> [SUPPLIED DATA]:
--- Start ---

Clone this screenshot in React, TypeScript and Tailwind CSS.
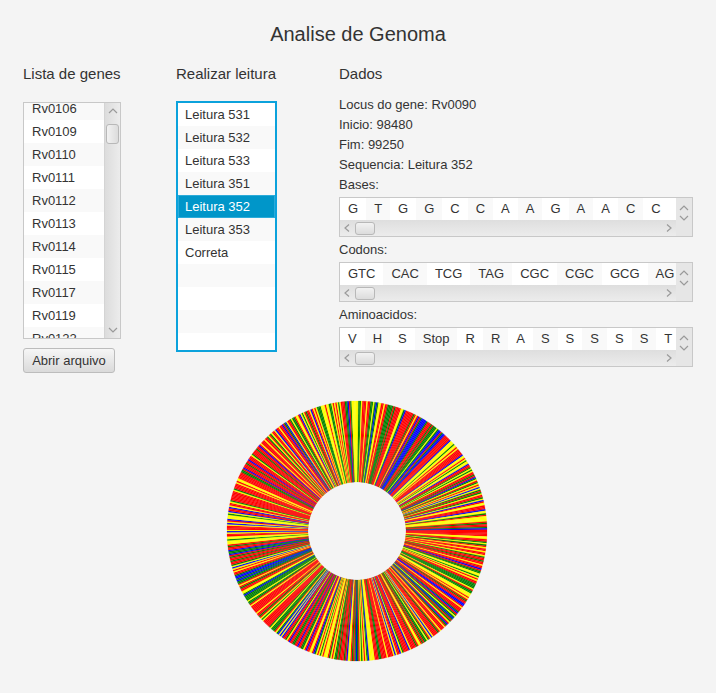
const GENES = ['Rv0106', 'Rv0109', 'Rv0110', 'Rv0111', 'Rv0112', 'Rv0113', 'Rv0114', 'Rv0115', 'Rv0117', 'Rv0119', 'Rv0122'];
const READS = ['Leitura 531', 'Leitura 532', 'Leitura 533', 'Leitura 351', 'Leitura 352', 'Leitura 353', 'Correta', '', '', '', ''];
const BASES = ['G', 'T', 'G', 'G', 'C', 'C', 'A', 'A', 'G', 'A', 'A', 'C', 'C'];
const CODONS = ['GTC', 'CAC', 'TCG', 'TAG', 'CGC', 'CGC', 'GCG', 'AG'];
const AMINOS = ['V', 'H', 'S', 'Stop', 'R', 'R', 'A', 'S', 'S', 'S', 'S', 'S', 'T'];

function Arrow({ d, className }: { d: string; className?: string }) {
  return (
    <svg width="12" height="8" viewBox="0 0 12 8" className={className} fill="none" stroke="#9a9a9a" strokeWidth="1.2">
      <path d={d} />
    </svg>
  );
}

const UP = 'M2 6 L6 2 L10 6';
const DOWN = 'M2 2 L6 6 L10 2';
const LEFT = 'M8 0.5 L4 4 L8 7.5';
const RIGHT = 'M4 0.5 L8 4 L4 7.5';

function HList({ items }: { items: string[] }) {
  return (
    <div className="flex h-10 w-[354px] border border-[#c8c8c8] bg-[#e6e6e6]">
      <div className="flex w-[336px] flex-col">
        <div className="flex h-[23px] overflow-hidden bg-white">
          {items.map((item, i) => (
            <div key={i} className={`flex shrink-0 items-center px-2 ${i % 2 ? 'bg-[#f9f9f9]' : 'bg-white'}`}>
              {item}
            </div>
          ))}
        </div>
        <div className="flex h-4 items-center bg-gradient-to-b from-[#dedede] to-[#ececec]">
          <Arrow d={LEFT} className="ml-px" />
          <div className="ml-0.5 h-[13px] w-5 rounded-[3px] border border-[#b8b8b8] bg-gradient-to-b from-[#f2f2f2] to-[#dcdcdc]" />
          <Arrow d={RIGHT} className="ml-auto mr-px" />
        </div>
      </div>
      <div className="flex w-4 flex-col items-center pt-1.5">
        <Arrow d={UP} />
        <Arrow d={DOWN} className="mt-0.5" />
      </div>
    </div>
  );
}

function Donut() {
  const COLORS = ['#ff0000', '#ffff00', '#008000', '#0000ff'];
  const n = 600;
  const cx = 131;
  const cy = 131;
  const outer = 130;
  const inner = 49;
  let seed = 98480;
  const next = () => {
    seed = (seed + 0x6d2b79f5) | 0;
    let t = Math.imul(seed ^ (seed >>> 15), 1 | seed);
    t = (t + Math.imul(t ^ (t >>> 7), 61 | t)) ^ t;
    return ((t ^ (t >>> 14)) >>> 0) / 4294967296;
  };
  const wedges = [];
  for (let i = 0; i < n; i++) {
    const r = next();
    const color = r < 0.42 ? COLORS[0] : r < 0.67 ? COLORS[1] : r < 0.88 ? COLORS[2] : COLORS[3];
    const a0 = (i / n) * Math.PI * 2;
    const a1 = ((i + 1) / n) * Math.PI * 2;
    const pts = [
      [cx + inner * Math.cos(a0), cy + inner * Math.sin(a0)],
      [cx + outer * Math.cos(a0), cy + outer * Math.sin(a0)],
      [cx + outer * Math.cos(a1), cy + outer * Math.sin(a1)],
      [cx + inner * Math.cos(a1), cy + inner * Math.sin(a1)],
    ];
    wedges.push(
      <polygon key={i} points={pts.map(p => p.map(v => v.toFixed(2)).join(',')).join(' ')} fill={color} stroke={color} strokeWidth="0.4" strokeOpacity="0.5" />
    );
  }
  return (
    <svg width="262" height="262" viewBox="0 0 262 262">
      {wedges}
    </svg>
  );
}

export default function App() {
  return (
    <div className="h-[693px] w-[716px] overflow-hidden bg-[#f4f4f4] font-['Liberation_Sans',sans-serif] text-[13px] text-[#333333]">
      <h1 className="pt-[22px] text-center text-xl leading-6">Analise de Genoma</h1>

      <div className="mt-[19px] flex pl-[23px]">
        <div className="w-[153px]">
          <h2 className="text-[15px] leading-[18px]">Lista de genes</h2>
          <div className="mt-[19px] flex h-[237px] w-[98px] overflow-hidden border border-[#c8c8c8] bg-white">
            <div className="-mt-[6px] w-[80px]">
              {GENES.map((g, i) => (
                <div key={g} className={`flex h-[23px] items-center pl-2 ${i % 2 ? 'bg-white' : 'bg-[#f9f9f9]'}`}>{g}</div>
              ))}
            </div>
            <div className="flex w-4 flex-col items-center border-l border-[#d4d4d4] bg-gradient-to-r from-[#dcdcdc] to-[#ececec] pt-1">
              <Arrow d={UP} />
              <div className="mt-[9px] h-5 w-[13px] rounded-[3px] border border-[#b8b8b8] bg-gradient-to-r from-[#f2f2f2] to-[#dcdcdc]" />
              <Arrow d={DOWN} className="mt-auto mb-1" />
            </div>
          </div>
          <button className="mt-[9px] h-[25px] w-[92px] rounded-[3px] border border-[#bcbcbc] bg-gradient-to-b from-[#f6f6f6] to-[#dadada] text-center">
            Abrir arquivo
          </button>
        </div>

        <div className="w-[163px]">
          <h2 className="text-[15px] leading-[18px]">Realizar leitura</h2>
          <div className="mt-[18px] h-[251px] w-[101px] overflow-hidden border-2 border-[#0ba2dc] bg-white">
            {READS.map((r, i) => (
              <div
                key={i}
                className={`flex h-[23px] items-center ${
                  i === 4 ? 'border border-[#2cabd9] bg-[#0096c9] pl-[6px] text-white' : i % 2 ? 'bg-[#f9f9f9] pl-[7px]' : 'bg-white pl-[7px]'
                }`}
              >
                {r}
              </div>
            ))}
          </div>
        </div>

        <div className="w-[354px]">
          <h2 className="text-[15px] leading-[18px]">Dados</h2>
          <div className="mt-[14px] flex flex-col gap-1 leading-4">
            <p>Locus do gene: Rv0090</p>
            <p>Inicio: 98480</p>
            <p>Fim: 99250</p>
            <p>Sequencia: Leitura 352</p>
            <p>Bases:</p>
          </div>
          <div className="mt-[4px]"><HList items={BASES} /></div>
          <p className="mt-[5px] leading-4">Codons:</p>
          <div className="mt-[4px]"><HList items={CODONS} /></div>
          <p className="mt-[5px] leading-4">Aminoacidos:</p>
          <div className="mt-[4px]"><HList items={AMINOS} /></div>
        </div>
      </div>

      <div className="ml-[226px] mt-[27px] w-[262px]">
        <Donut />
      </div>
    </div>
  );
}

--- End ---

> [TASK REQUIREMENTS]:
Reproduce the material in its entirety and word for word, without the pictures.

> [THE ANSWER]:
Clone this screenshot in React, TypeScript and Tailwind CSS.
const GENES = ['Rv0106', 'Rv0109', 'Rv0110', 'Rv0111', 'Rv0112', 'Rv0113', 'Rv0114', 'Rv0115', 'Rv0117', 'Rv0119', 'Rv0122'];
const READS = ['Leitura 531', 'Leitura 532', 'Leitura 533', 'Leitura 351', 'Leitura 352', 'Leitura 353', 'Correta', '', '', '', ''];
const BASES = ['G', 'T', 'G', 'G', 'C', 'C', 'A', 'A', 'G', 'A', 'A', 'C', 'C'];
const CODONS = ['GTC', 'CAC', 'TCG', 'TAG', 'CGC', 'CGC', 'GCG', 'AG'];
const AMINOS = ['V', 'H', 'S', 'Stop', 'R', 'R', 'A', 'S', 'S', 'S', 'S', 'S', 'T'];

function Arrow({ d, className }: { d: string; className?: string }) {
  return (
    <svg width="12" height="8" viewBox="0 0 12 8" className={className} fill="none" stroke="#9a9a9a" strokeWidth="1.2">
      <path d={d} />
    </svg>
  );
}

const UP = 'M2 6 L6 2 L10 6';
const DOWN = 'M2 2 L6 6 L10 2';
const LEFT = 'M8 0.5 L4 4 L8 7.5';
const RIGHT = 'M4 0.5 L8 4 L4 7.5';

function HList({ items }: { items: string[] }) {
  return (
    <div className="flex h-10 w-[354px] border border-[#c8c8c8] bg-[#e6e6e6]">
      <div className="flex w-[336px] flex-col">
        <div className="flex h-[23px] overflow-hidden bg-white">
          {items.map((item, i) => (
            <div key={i} className={`flex shrink-0 items-center px-2 ${i % 2 ? 'bg-[#f9f9f9]' : 'bg-white'}`}>
              {item}
            </div>
          ))}
        </div>
        <div className="flex h-4 items-center bg-gradient-to-b from-[#dedede] to-[#ececec]">
          <Arrow d={LEFT} className="ml-px" />
          <div className="ml-0.5 h-[13px] w-5 rounded-[3px] border border-[#b8b8b8] bg-gradient-to-b from-[#f2f2f2] to-[#dcdcdc]" />
          <Arrow d={RIGHT} className="ml-auto mr-px" />
        </div>
      </div>
      <div className="flex w-4 flex-col items-center pt-1.5">
        <Arrow d={UP} />
        <Arrow d={DOWN} className="mt-0.5" />
      </div>
    </div>
  );
}

function Donut() {
  const COLORS = ['#ff0000', '#ffff00', '#008000', '#0000ff'];
  const n = 600;
  const cx = 131;
  const cy = 131;
  const outer = 130;
  const inner = 49;
  let seed = 98480;
  const next = () => {
    seed = (seed + 0x6d2b79f5) | 0;
    let t = Math.imul(seed ^ (seed >>> 15), 1 | seed);
    t = (t + Math.imul(t ^ (t >>> 7), 61 | t)) ^ t;
    return ((t ^ (t >>> 14)) >>> 0) / 4294967296;
  };
  const wedges = [];
  for (let i = 0; i < n; i++) {
    const r = next();
    const color = r < 0.42 ? COLORS[0] : r < 0.67 ? COLORS[1] : r < 0.88 ? COLORS[2] : COLORS[3];
    const a0 = (i / n) * Math.PI * 2;
    const a1 = ((i + 1) / n) * Math.PI * 2;
    const pts = [
      [cx + inner * Math.cos(a0), cy + inner * Math.sin(a0)],
      [cx + outer * Math.cos(a0), cy + outer * Math.sin(a0)],
      [cx + outer * Math.cos(a1), cy + outer * Math.sin(a1)],
      [cx + inner * Math.cos(a1), cy + inner * Math.sin(a1)],
    ];
    wedges.push(
      <polygon key={i} points={pts.map(p => p.map(v => v.toFixed(2)).join(',')).join(' ')} fill={color} stroke={color} strokeWidth="0.4" strokeOpacity="0.5" />
    );
  }
  return (
    <svg width="262" height="262" viewBox="0 0 262 262">
      {wedges}
    </svg>
  );
}

export default function App() {
  return (
    <div className="h-[693px] w-[716px] overflow-hidden bg-[#f4f4f4] font-['Liberation_Sans',sans-serif] text-[13px] text-[#333333]">
      <h1 className="pt-[22px] text-center text-xl leading-6">Analise de Genoma</h1>

      <div className="mt-[19px] flex pl-[23px]">
        <div className="w-[153px]">
          <h2 className="text-[15px] leading-[18px]">Lista de genes</h2>
          <div className="mt-[19px] flex h-[237px] w-[98px] overflow-hidden border border-[#c8c8c8] bg-white">
            <div className="-mt-[6px] w-[80px]">
              {GENES.map((g, i) => (
                <div key={g} className={`flex h-[23px] items-center pl-2 ${i % 2 ? 'bg-white' : 'bg-[#f9f9f9]'}`}>{g}</div>
              ))}
            </div>
            <div className="flex w-4 flex-col items-center border-l border-[#d4d4d4] bg-gradient-to-r from-[#dcdcdc] to-[#ececec] pt-1">
              <Arrow d={UP} />
              <div className="mt-[9px] h-5 w-[13px] rounded-[3px] border border-[#b8b8b8] bg-gradient-to-r from-[#f2f2f2] to-[#dcdcdc]" />
              <Arrow d={DOWN} className="mt-auto mb-1" />
            </div>
          </div>
          <button className="mt-[9px] h-[25px] w-[92px] rounded-[3px] border border-[#bcbcbc] bg-gradient-to-b from-[#f6f6f6] to-[#dadada] text-center">
            Abrir arquivo
          </button>
        </div>

        <div className="w-[163px]">
          <h2 className="text-[15px] leading-[18px]">Realizar leitura</h2>
          <div className="mt-[18px] h-[251px] w-[101px] overflow-hidden border-2 border-[#0ba2dc] bg-white">
            {READS.map((r, i) => (
              <div
                key={i}
                className={`flex h-[23px] items-center ${
                  i === 4 ? 'border border-[#2cabd9] bg-[#0096c9] pl-[6px] text-white' : i % 2 ? 'bg-[#f9f9f9] pl-[7px]' : 'bg-white pl-[7px]'
                }`}
              >
                {r}
              </div>
            ))}
          </div>
        </div>

        <div className="w-[354px]">
          <h2 className="text-[15px] leading-[18px]">Dados</h2>
          <div className="mt-[14px] flex flex-col gap-1 leading-4">
            <p>Locus do gene: Rv0090</p>
            <p>Inicio: 98480</p>
            <p>Fim: 99250</p>
            <p>Sequencia: Leitura 352</p>
            <p>Bases:</p>
          </div>
          <div className="mt-[4px]"><HList items={BASES} /></div>
          <p className="mt-[5px] leading-4">Codons:</p>
          <div className="mt-[4px]"><HList items={CODONS} /></div>
          <p className="mt-[5px] leading-4">Aminoacidos:</p>
          <div className="mt-[4px]"><HList items={AMINOS} /></div>
        </div>
      </div>

      <div className="ml-[226px] mt-[27px] w-[262px]">
        <Donut />
      </div>
    </div>
  );
}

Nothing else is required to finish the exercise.